The textbooks are historically accurate, says Akinori Takamori, director of the Japanese Society for History Textbook Reform, the main group promoting the nationalist texts. He says that as an Asian country winning battles against Western colonial powers Japan helped inspire independence struggles after the war.

People in Asia "witnessed the Japanese victories, and they felt it was possible for them," said Takamori.

Nonsense, said Tokushi Kasahara, a history professor at Tsuru University. The textbooks parrot the old Japanese government and military justification for aggression, he said.
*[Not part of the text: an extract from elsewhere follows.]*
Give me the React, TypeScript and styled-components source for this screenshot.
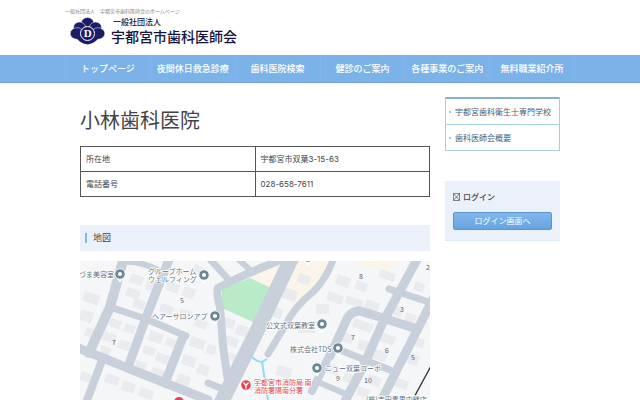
import React from "react";
import styled, { createGlobalStyle } from "styled-components";

const Global = createGlobalStyle`
  * { box-sizing: border-box; }
  body {
    margin: 0;
    background: #fff;
    color: #444;
    font-family: "Noto Sans CJK JP", sans-serif;
    font-size: 9px;
    line-height: 16px;
  }
`;

const Container = styled.div<{ $max: number }>`
  width: 100%;
  max-width: ${(p) => p.$max}px;
  margin: 0 auto;
`;

const Tagline = styled.p`
  margin: 0;
  padding-top: 7px;
  font-size: 5px;
  line-height: 8px;
  color: #888;
`;

const Brand = styled.a`
  display: flex;
  align-items: center;
  gap: 6px;
  height: 40px;
  padding: 0 0 9px 5px;
  color: #14143c;
  text-decoration: none;
`;

const BrandText = styled.span`
  display: flex;
  flex-direction: column;
  font-weight: 500;
`;

const BrandSmall = styled.span`
  padding-left: 2px;
  font-size: 8px;
  line-height: 10px;
`;

const BrandName = styled.span`
  font-size: 14px;
  line-height: 18px;
`;

const Nav = styled.nav`
  background: #7bb2e8;
  border-bottom: 1px solid #6fa5dc;
`;

const NavList = styled.ul`
  display: grid;
  grid-template-columns: repeat(6, minmax(0, 1fr));
  margin: 0;
  padding: 0;
  list-style: none;
  border-left: 1px solid #83b7ea;
`;

const NavItem = styled.li`
  padding: 0 6px;
  border-right: 1px solid #83b7ea;
`;

const NavLink = styled.a`
  display: block;
  overflow: hidden;
  color: #fff;
  font-size: 9px;
  font-weight: 500;
  line-height: 27px;
  text-align: center;
  text-decoration: none;
  white-space: nowrap;
`;

const Columns = styled(Container)`
  display: grid;
  grid-template-columns: minmax(0, 1fr) 115px;
  gap: 15px;
  align-items: start;
  padding-top: 14px;
`;

const Title = styled.h1`
  margin: 9px 0 12px;
  color: #444;
  font-size: 20px;
  font-weight: 400;
  line-height: 28px;
`;

const Table = styled.table`
  width: 100%;
  table-layout: fixed;
  border-collapse: collapse;
  font-family: Inter, "Noto Sans CJK JP", sans-serif;
  font-size: 8px;
  line-height: 14px;
`;

const cell = `
  height: 25px;
  padding: 5px;
  border: 1px solid #555;
  text-align: left;
  font-weight: 400;
`;
const HeadCell = styled.th`${cell}`;
const DataCell = styled.td`${cell}`;

const SectionTitle = styled.h2`
  display: flex;
  align-items: center;
  gap: 6px;
  height: 26px;
  margin: 28px 0 10px;
  padding-left: 5px;
  background: #eaf1fb;
  font-size: 9px;
  font-weight: 400;
  &::before {
    content: "";
    width: 2px;
    height: 10px;
    background: #7db8e0;
  }
`;

const MapDrawing = styled.svg`
  display: block;
  width: 100%;
  height: auto;
  font-family: "Noto Sans CJK JP", sans-serif;
`;

const SideMenu = styled.ul`
  margin: 0 0 30px;
  padding: 0;
  list-style: none;
  border: 1px solid #a9cbe6;
  border-top: 2px solid #86afd6;
`;

const SideItem = styled.li`
  & + & { border-top: 1px solid #a9d3e6; }
`;

const SideLink = styled.a`
  display: flex;
  align-items: center;
  gap: 4px;
  height: 25px;
  padding-left: 3px;
  color: #456078;
  font-size: 8px;
  text-decoration: none;
  white-space: nowrap;
  &::before {
    content: "";
    width: 2px;
    height: 2px;
    background: #a8c4dc;
  }
`;

const LoginPanel = styled.section`
  padding: 8px 8px 10px;
  background: #eaf1fa;
  border-bottom: 1px solid #dde7f1;
`;

const LoginTitle = styled.h2`
  display: flex;
  align-items: center;
  gap: 3px;
  margin: 0 0 7px;
  font-size: 8px;
  font-weight: 500;
  line-height: 16px;
`;

const LoginButton = styled.button`
  display: block;
  width: 100%;
  height: 18px;
  padding: 0;
  border: 1px solid #5c95cf;
  border-radius: 2px;
  background: linear-gradient(#80b7ed, #67a4e0);
  color: #fff;
  font: 400 8px/14px "Noto Sans CJK JP", sans-serif;
`;

const Crest = () => (
  <svg width="35" height="28" viewBox="0 0 35 28" aria-hidden="true">
    <g fill="#1c1c68" stroke="#fff" strokeWidth="0.5">
      <circle cx="17.5" cy="7" r="6.6" />
      <ellipse cx="9.5" cy="10.5" rx="6" ry="5.6" />
      <ellipse cx="25.5" cy="10.5" rx="6" ry="5.6" />
      <ellipse cx="7" cy="16.5" rx="6.8" ry="5.8" />
      <ellipse cx="28" cy="16.5" rx="6.8" ry="5.8" />
    </g>
    <path d="M6 20Q9 26 17.5 27.5 26 26 29 20Z" fill="#1c1c68" />
    <circle cx="17.5" cy="16.5" r="7" fill="#1c1c68" stroke="#fff" strokeWidth="1" />
    <text x="17.7" y="20.3" fill="#fff" fontFamily="Liberation Serif, serif" fontWeight="700" fontSize="11" textAnchor="middle">D</text>
  </svg>
);

const MissingGlyph = () => (
  <svg width="7" height="8" viewBox="0 0 7 8" fill="none" stroke="#555" strokeWidth="0.7" aria-hidden="true">
    <path d="M.5.5h6v7h-6zM.5.5l6 7M6.5.5l-6 7" />
  </svg>
);

const roads: [number, string][] = [
  [10, "M44-4L30 46 9 92"],
  [9, "M90-4L67 54 48 106"],
  [6, "M42 1Q58-1 78 9"],
  [7, "M30 46L66 58 106 75"],
  [9, "M103 76L85 122"],
  [9, "M-4 86L60 112 128 139"],
  [8, "M21 102L6 142"],
  [15, "M213-6L177 70 140 144"],
  [8, "M203-2Q160 15 138 27 136 32 140 46L143 85 148 120"],
  [7, "M128-4L148 18"],
  [6, "M157-3L170 9"],
  [7, "M254-4Q247 17 234 30 214 46 205 65L188 93"],
  [7, "M128 122L148 130"],
  [9, "M339-5L303 61 283 106 263 144"],
  [9, "M355 34L300 142"],
  [7, "M309 28L352 42"],
  [9, "M250 95L266 60Q270 50 280 50L303 57 334 67"],
  [7, "M260 89L310 109"],
  [6, "M238 121L268 134"],
  [8, "M251 91L232 130"],
];

const buildings: [number, number, number, number, number][] = [
  [52, 12, 13, 9, 20], [68, 18, 10, 10, 20], [48, 26, 14, 9, 20], [55, 37, 12, 9, 20],
  [5, 30, 16, 10, 18], [2, 48, 13, 11, 18], [7, 66, 9, 9, 18],
  [31, 57, 12, 8, 20], [46, 62, 11, 8, 20], [25, 70, 13, 9, 20], [40, 78, 12, 9, 20], [22, 84, 10, 8, 20],
  [71, 69, 14, 10, 20], [87, 76, 12, 8, 20], [65, 84, 12, 8, 20], [78, 91, 13, 9, 20], [57, 99, 11, 8, 20], [73, 106, 13, 8, 20],
  [88, 20, 13, 9, 20], [105, 25, 12, 10, 20], [82, 42, 13, 9, 20], [101, 47, 12, 9, 20], [116, 57, 13, 8, 20],
  [112, 75, 15, 10, 20], [128, 83, 9, 9, 15], [104, 93, 14, 10, 20], [119, 102, 12, 10, 20], [99, 112, 13, 10, 20],
  [115, 3, 13, 8, 25], [145, 56, 12, 9, 20], [158, 63, 12, 10, 20], [146, 74, 14, 9, 20], [150, 91, 10, 8, 20],
  [27, 112, 14, 9, 20], [44, 119, 13, 10, 20], [61, 126, 14, 9, 20], [2, 110, 11, 9, 20],
  [205, 26, 14, 11, 20], [220, 12, 12, 9, 20], [195, 46, 9, 10, 20], [236, 43, 13, 10, 0], [218, 62, 17, 10, 0], [198, 104, 15, 10, 15],
  [258, 13, 14, 10, 20], [277, 19, 12, 9, 20], [249, 30, 16, 9, 20], [267, 34, 18, 8, 20], [287, 38, 14, 9, 20], [301, 8, 16, 8, 20],
  [314, 44, 10, 9, 20], [327, 51, 11, 10, 20], [336, 20, 10, 9, 20], [275, 57, 20, 9, 20], [264, 71, 11, 9, 20], [280, 78, 11, 10, 20],
  [302, 71, 15, 9, 20], [294, 87, 15, 10, 20], [334, 75, 12, 9, 20], [327, 91, 14, 10, 20], [248, 102, 14, 9, 20],
  [265, 111, 10, 9, 20], [289, 113, 14, 9, 20], [279, 125, 12, 9, 20], [316, 116, 14, 9, 20], [165, 120, 16, 9, 0], [206, 122, 18, 9, 0],
];

const blockNumbers: [string, number, number][] = [
  ["7", 34, 84], ["5", 102, 42], ["8", 281, 18], ["3", 322, 51], ["2", 348, 9],
  ["7", 273, 79], ["6", 307, 92], ["5", 333, 99], ["9", 258, 120], ["10", 288, 122],
];

const places: [string, number, number][] = [
  ["づま美容室", -1, 16], ["グループホーム", 68, 13], ["ウェルフィング", 68, 21],
  ["ヘアーサロンアプ", 72, 58], ["公文式双葉教室", 186, 67], ["株式会社TDS", 210, 91],
  ["ニュー双葉コーポ", 245, 110], ["(株)吉田青果中継店", 286, 141],
];

const pins: [number, number][] = [[40, 13], [124, 14], [135, 55], [242, 63], [258, 87], [237, 107], [228, -4]];

const AreaMap = () => (
  <MapDrawing viewBox="0 0 350 139" role="img" aria-label="小林歯科医院周辺の地図">
    <rect width="350" height="139" fill="#f5f6f8" />
    <g fill="#fbf4e8">
      <path d="M168 16L200 4 202 9 190 28ZM218 0H250L238 22 217 42 204 38ZM270 0H318L310 9 287 7Z" />
    </g>
    <g fill="#e9ebee">
      {buildings.map(([x, y, w, h, r], i) => (
        <rect key={i} x={x} y={y} width={w} height={h} transform={`rotate(${r} ${x} ${y})`} />
      ))}
    </g>
    <path d="M142 28L170 17 191 27 175 62 142 47Z" fill="#b9ebc9" />
    <g fill="none" stroke="#c7d0db" strokeLinecap="round" strokeLinejoin="round">
      {roads.map(([w, d]) => <path key={d} d={d} strokeWidth={w} />)}
    </g>
    <path d="M172 96Q177 101 182 101L187 98M182 101L188 139" fill="none" stroke="#8fdcee" strokeWidth="2" />
    <path d="M351 105L332 140" stroke="#333" strokeWidth="1.3" />
    <g fill="#5c6670" fontSize="7" textAnchor="middle">
      {blockNumbers.map(([t, x, y], i) => <text key={i} x={x} y={y}>{t}</text>)}
    </g>
    <g fill="#5f7080" stroke="#fff" strokeWidth="1.5" paintOrder="stroke" fontSize="7">
      {places.map(([t, x, y]) => <text key={t} x={x} y={y}>{t}</text>)}
    </g>
    {pins.map(([x, y], i) => (
      <g key={i}>
        <path d={`M${x - 5} ${y + 2}L${x} ${y + 9} ${x + 5} ${y + 2}Z`} fill="#fff" />
        <circle cx={x} cy={y} r="5.2" fill="#6c8793" stroke="#fff" strokeWidth="0.8" />
        <circle cx={x} cy={y} r="2.1" fill="#fff" />
      </g>
    ))}
    <path d="M162 127L166 134 171 127Z" fill="#fff" />
    <circle cx="166" cy="124" r="5.2" fill="#e6454f" stroke="#fff" strokeWidth="0.8" />
    <path d="M163.5 121.5L166 124.5 168.5 121.5M166 124.5V127.5" fill="none" stroke="#fff" strokeWidth="1.4" />
    <circle cx="99" cy="141" r="5" fill="#e6454f" />
    <g fill="#df4551" stroke="#fff" strokeWidth="1.5" paintOrder="stroke" fontSize="7">
      <text x="174" y="124">宇都宮市消防局 南</text>
      <text x="174" y="132">消防署陽南分署</text>
    </g>
  </MapDrawing>
);

const navItems = ["トップページ", "夜間休日救急診療所", "歯科医院検索", "健診のご案内", "各種事業のご案内", "無料職業紹介所"];
const sideItems = ["宇都宮歯科衛生士専門学校", "歯科医師会概要"];
const details = [["所在地", "宇都宮市双葉3-15-63"], ["電話番号", "028-658-7611"]];

export default function App() {
  return (
    <>
      <Global />
      <header>
        <Container $max={510}>
          <Tagline>一般社団法人　宇都宮市歯科医師会のホームページ</Tagline>
          <Brand href="#">
            <Crest />
            <BrandText>
              <BrandSmall>一般社団法人</BrandSmall>
              <BrandName>宇都宮市歯科医師会</BrandName>
            </BrandText>
          </Brand>
        </Container>
        <Nav>
          <Container $max={510}>
            <NavList>
              {navItems.map((t) => <NavItem key={t}><NavLink href="#">{t}</NavLink></NavItem>)}
            </NavList>
          </Container>
        </Nav>
      </header>
      <Columns $max={480}>
        <main>
          <Title>小林歯科医院</Title>
          <Table>
            <tbody>
              {details.map(([k, v]) => (
                <tr key={k}><HeadCell scope="row">{k}</HeadCell><DataCell>{v}</DataCell></tr>
              ))}
            </tbody>
          </Table>
          <SectionTitle>地図</SectionTitle>
          <AreaMap />
        </main>
        <aside>
          <SideMenu>
            {sideItems.map((t) => <SideItem key={t}><SideLink href="#">{t}</SideLink></SideItem>)}
          </SideMenu>
          <LoginPanel>
            <LoginTitle><MissingGlyph />ログイン</LoginTitle>
            <LoginButton type="button">ログイン画面へ</LoginButton>
          </LoginPanel>
        </aside>
      </Columns>
    </>
  );
}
Kiichi Fujiwara, a professor of international politics at the University of Tokyo, said many countries don't put embarrassing information about their history in school textbooks. He notes that K-12 history books in the United States don't detail the U.S.-government atrocities against civilians during the Vietnam War.

In both the United States and Japan, politicians want people to feel proud of their history. The textbook "is about Japan as the good guy," said Fujiwara. "It touches the nationalist ego."

And that landscape is shifting rightward, according to textbook crusader Arai. While new Prime Minister Koizumi has the image of a dynamic reformer, said Arai, in reality he is beholden to right-wingers within the ruling Liberal Democratic Party, who share the revisionist view of World War II.

A showdown over nationalist issues will come later this year. Koizumi recently announced he will allow the distribution of the right-wing junior high textbooks. But local school boards make the final choice, selecting from among eight government-approved history texts. The History Textbook Reform and other groups hope to get 10 percent of the boards to adopt their texts.

A progressive coalition of teachers and political activists has promised a grass-roots effort to stop them. School boards must decide by mid August.

South Korea and China have already strongly denounced the right-wing texts, and a group of South Korean legislators has filed a court suit in Tokyo to stop their distribution.